At the same time, four in 10 black girls don't graduate from high school. Starting as early as preschool, they are more likely to be suspended than all other girls, and most other boys. In some states, such as Wisconsin, they are the group most likely to be disciplined in this way. Social justice organization Black Women's Blueprint finds that nearly 60 percent of black women have been sexually assaulted by age 18. And in 2009, University of Southern California researchers found that black girls are actually 50 percent more likely than white girls to be bulimic.
"It's important to have conversations with girls about patriarchy and about racism, so they understand the structures they're living in and can develop the language and analysis on how to navigate these systems," Morris explains "They get it. They know when they're being victimized, and they understand that there are constructs of oppression. What they might not understand is the ways they're internalizing it, and believing it, and reenacting it in ways that are destructive to their own wellbeing."

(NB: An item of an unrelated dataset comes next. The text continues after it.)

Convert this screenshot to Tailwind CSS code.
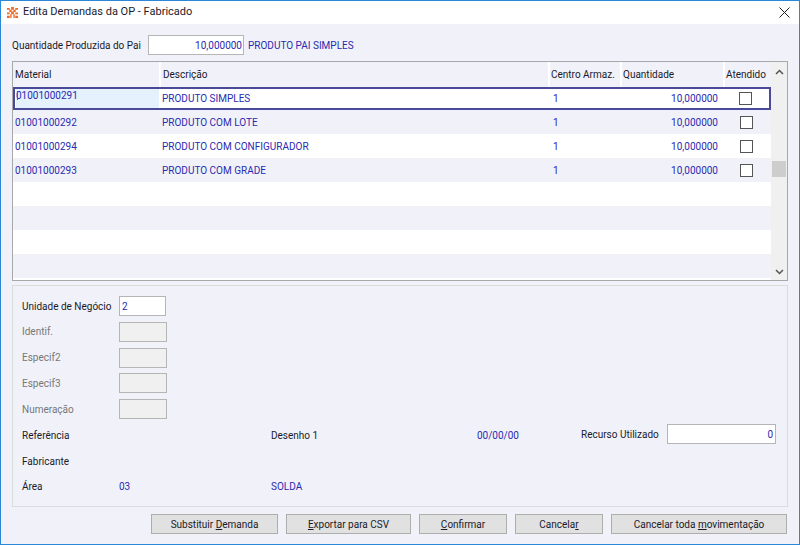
<!DOCTYPE html>
<html lang="pt">
<head>
    <meta charset="UTF-8">
    <title>Edita Demandas da OP - Fabricado</title>
    <script src="https://cdn.jsdelivr.net/npm/@tailwindcss/browser@4"></script>
</head>
<body class="font-['Roboto',sans-serif] text-[10px] text-[#1a1a2a]">
    <div class="w-[800px] h-[545px] border border-[#2b88d8] flex flex-col bg-[#f1f2f9] overflow-hidden">
        <!-- title bar -->
        <div class="h-[23px] bg-white flex items-center pl-[6px] shrink-0">
            <svg width="11" height="11" viewBox="0 0 12 12" class="mr-[5px]">
                <path d="M0 1h3v2H0zM4.500 0h3v3h-3zM9 1h3v2H9zM2.500 3h2.500v2.500H2.500zM7 3h2.500v2.500H7zM0 6h3v2H0zM4.500 5h3v3h-3zM9 6h3v2H9zM0 9.500h3V12H0zM3.500 8H5v4H3.500zM7 8h1.500v4H7zM9 9.500h3V12H9z" fill="#ee6a2a"/>
            </svg>
            <span class="text-[11px]">Edita Demandas da OP - Fabricado</span>
            <svg width="11" height="11" viewBox="0 0 11 11" class="ml-auto mr-[9px]">
                <path d="M.5.5l10 10M10.500.5l-10 10" stroke="#222" fill="none"/>
            </svg>
        </div>

        <!-- quantidade -->
        <div class="h-[20px] mt-[11px] ml-[11px] flex items-center shrink-0">
            <span class="w-[136px]">Quantidade Produzida do Pai</span>
            <div class="w-[96px] h-[20px] bg-white border border-[#b5b5b5] text-right pr-[1px] leading-[20px] text-[#2a2ab0]">10,000000</div>
            <span class="ml-[4px] text-[#2a2ab0]">PRODUTO PAI SIMPLES</span>
        </div>

        <!-- grid -->
        <div class="h-[220px] mt-[6px] ml-[11px] w-[776px] border border-[#a8a8a8] bg-white flex shrink-0">
            <div class="w-[758px] flex flex-col">
                <div class="h-[25px] flex bg-[#f1f2f9] items-center shrink-0">
                    <div class="w-[148px] pl-[2px] border-r-2 border-white h-full leading-[25px]">Material</div>
                    <div class="w-[389px] pl-[2px] border-r-2 border-white h-full leading-[25px]">Descrição</div>
                    <div class="w-[72px] pl-[1px] border-r-2 border-white h-full leading-[25px]">Centro Armaz.</div>
                    <div class="w-[103px] pl-[1px] border-r-2 border-white h-full leading-[25px]">Quantidade</div>
                    <div class="w-[46px] pl-[1px] h-full leading-[25px]">Atendido</div>
                </div>
                <!-- selected row -->
                <div class="h-[23px] flex items-center border-2 border-[#4a4a9a] text-[#2a2ab0] shrink-0">
                    <div class="w-[143px] ml-[1px] h-[19px] bg-[#e5f1fd] leading-[13px] relative">01001000291<span class="absolute left-[1px] top-[2px] w-[1px] h-[9px] bg-[#3f6f5a]"></span></div>
                    <div class="w-[391px] pl-[3px]">PRODUTO SIMPLES</div>
                    <div class="w-[72px] pl-[3px]">1</div>
                    <div class="w-[96px] text-right">10,000000</div>
                    <div class="flex-1 flex justify-center pl-[4px]"><div class="w-[13px] h-[13px] border border-[#555] bg-white"></div></div>
                </div>
                <div class="h-[24px] flex items-center bg-[#f1f2f9] text-[#2a2ab0] shrink-0">
                    <div class="w-[146px] pl-[2px]">01001000292</div>
                    <div class="w-[391px] pl-[3px]">PRODUTO COM LOTE</div>
                    <div class="w-[72px] pl-[3px]">1</div>
                    <div class="w-[96px] text-right">10,000000</div>
                    <div class="flex-1 flex justify-center pl-[4px]"><div class="w-[13px] h-[13px] border border-[#555] bg-white"></div></div>
                </div>
                <div class="h-[24px] flex items-center text-[#2a2ab0] shrink-0">
                    <div class="w-[146px] pl-[2px]">01001000294</div>
                    <div class="w-[391px] pl-[3px]">PRODUTO COM CONFIGURADOR</div>
                    <div class="w-[72px] pl-[3px]">1</div>
                    <div class="w-[96px] text-right">10,000000</div>
                    <div class="flex-1 flex justify-center pl-[4px]"><div class="w-[13px] h-[13px] border border-[#555] bg-white"></div></div>
                </div>
                <div class="h-[24px] flex items-center bg-[#f1f2f9] text-[#2a2ab0] shrink-0">
                    <div class="w-[146px] pl-[2px]">01001000293</div>
                    <div class="w-[391px] pl-[3px]">PRODUTO COM GRADE</div>
                    <div class="w-[72px] pl-[3px]">1</div>
                    <div class="w-[96px] text-right">10,000000</div>
                    <div class="flex-1 flex justify-center pl-[4px]"><div class="w-[13px] h-[13px] border border-[#555] bg-white"></div></div>
                </div>
                <div class="h-[24px] shrink-0"></div>
                <div class="h-[24px] bg-[#f1f2f9] shrink-0"></div>
                <div class="h-[24px] shrink-0"></div>
                <div class="h-[24px] bg-[#f1f2f9] shrink-0"></div>
            </div>
            <!-- scrollbar -->
            <div class="flex-1 bg-[#f0f0f0] flex flex-col items-center justify-between relative">
                <svg width="9" height="6" viewBox="0 0 9 6" class="mt-[7px]"><path d="M1 5l3.500-3.500L8 5" stroke="#555" stroke-width="1.500" fill="none"/></svg>
                <div class="absolute top-[99px] left-[1px] w-[14px] h-[16px] bg-[#cdcdcd]"></div>
                <svg width="9" height="6" viewBox="0 0 9 6" class="mb-[5px]"><path d="M1 1l3.500 3.500L8 1" stroke="#555" stroke-width="1.500" fill="none"/></svg>
            </div>
        </div>

        <!-- detail panel -->
        <div class="h-[222px] mt-[4px] ml-[11px] w-[776px] border border-[#dcdcdc] pl-[9px] pt-[10px] shrink-0">
            <div class="flex flex-col gap-[5.75px] w-[150px]">
                <div class="h-[20px] flex items-center"><span class="w-[97px]">Unidade de Negócio</span><div class="w-[47px] h-[20px] bg-white border border-[#b5b5b5] pl-[2px] leading-[20px] text-[#2a2ab0]">2</div></div>
                <div class="h-[20px] flex items-center text-[#777]"><span class="w-[97px]">Identif.</span><div class="w-[48px] h-[20px] bg-[#f0f0f0] border border-[#b5b5b5]"></div></div>
                <div class="h-[20px] flex items-center text-[#777]"><span class="w-[97px]">Especif2</span><div class="w-[48px] h-[20px] bg-[#f0f0f0] border border-[#b5b5b5]"></div></div>
                <div class="h-[20px] flex items-center text-[#777]"><span class="w-[97px]">Especif3</span><div class="w-[48px] h-[20px] bg-[#f0f0f0] border border-[#b5b5b5]"></div></div>
                <div class="h-[20px] flex items-center text-[#777]"><span class="w-[97px]">Numeração</span><div class="w-[48px] h-[20px] bg-[#f0f0f0] border border-[#b5b5b5]"></div></div>
            </div>
            <div class="h-[20px] mt-[5px] flex items-center">
                <span class="w-[249px] pt-[2px]">Referência</span>
                <span class="w-[206px] pt-[2px]">Desenho 1</span>
                <span class="w-[104px] pt-[2px] text-[#2a2ab0]">00/00/00</span>
                <span class="w-[86px]">Recurso Utilizado</span>
                <div class="w-[109px] h-[20px] bg-white border border-[#b5b5b5] text-right pr-[2px] leading-[20px] text-[#2a2ab0]">0</div>
            </div>
            <div class="h-[20px] mt-[6px] pt-[2px] flex items-center">Fabricante</div>
            <div class="h-[20px] mt-[5px] pt-[2px] flex items-center">
                <span class="w-[97px]">Área</span>
                <span class="w-[152px] text-[#2a2ab0]">03</span>
                <span class="text-[#2a2ab0]">SOLDA</span>
            </div>
        </div>

        <!-- buttons -->
        <div class="h-[20px] mt-[7px] ml-[150px] flex gap-[8px] shrink-0">
            <button class="w-[127px] h-[20px] bg-[#e1e1e1] border border-[#adadad]">Substituir <u>D</u>emanda</button>
            <button class="w-[125px] h-[20px] bg-[#e1e1e1] border border-[#adadad]"><u>E</u>xportar para CSV</button>
            <button class="w-[88px] h-[20px] bg-[#e1e1e1] border border-[#adadad]"><u>C</u>onfirmar</button>
            <button class="w-[88px] h-[20px] bg-[#e1e1e1] border border-[#adadad]">Cancela<u>r</u></button>
            <button class="w-[176px] h-[20px] bg-[#e1e1e1] border border-[#adadad]">Cancelar toda <u>m</u>ovimentação</button>
        </div>
    </div>
</body>
</html>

Saving Our Lives, Hearing Our Truths is one program that's trying to help foster that understanding and sense of self-examination. Based in Illinois' Champaign-Urbana metro area, SOLHOT creates safe spaces for black girls through art, storytelling, camaraderie, and the support of the eight black women (called "Homegirls") who shepherd them.
"Black girlhood is rather complex," says Claudine "Candy" Taaffe, a SOLHOT Homegirl and doctoral student in the University of Illinois Urbana-Champaign Department of Education. "Because it doesn't exist in a vacuum. Black girls are not asking to be saved, and I'd argue that Black boys are saying the exact same thing."
So what are black girls asking?
"A lot of it is just not being understood, not being listened to, not being expected to be as smart as other people," Taaffe says of the middle- and high-school girls she works with.
"They're trying to figure out their relationships with their mothers. And sexuality is a big thing. They're so into their intimate relationships, and not just with boys. We have queer and questioning girls in SOLHOT, just as we have heterosexual girls in our group."
Black girls may not be asking to be saved, but as SOLHOT's success suggests, the positive, judgment-free support of adults is helpful.
The National CARES Mentoring Movement brings this idea to life with a blend of education programs, community partnerships, mentor recruitment and training programs, and both one-to-one and group-mentoring programs. And although CARES Mentoring seeks to lift the boats of all black children, Founder and CEO Susan Taylor has noticed specific challenges facing girls.
"What I have found, in listening to girls, is a profound loneliness. More than anything I would say that black girls are saying that they need to speak," she said. "I see a cry for guidance, and for the wings of more mature women to cover them. And to hear them."
The National Council of Negro Women has also prioritized such work for nearly 80 years, through components such its Bethune Program Development Center. The initiative creates and supports community-based, empowerment and mentoring programs, particularly for black girls.
The NCNW Los Angeles View Park section, for example, works with the girls of South-Central L.A.'s Imperial Courts housing projects. Through the eight-week Phoenix Leadership Academy, girls ages 8 to 14 enjoy etiquette class, cultural field trips, yoga, mentorship, and other activities designed to enrich their lives.
"It's important to expose our girls to see other ways of life," says Carolynn Martin, president of the NCNW Los Angeles View Park. "Because if I [for example] live in a disadvantaged community with parents who are also not exposed, it's a very limited life. For example, some of the girls we work with have never been to the beach, even though it's less than 10 miles away. Exposure to schools, colleges, careers, to give them ideas on what they might want to try."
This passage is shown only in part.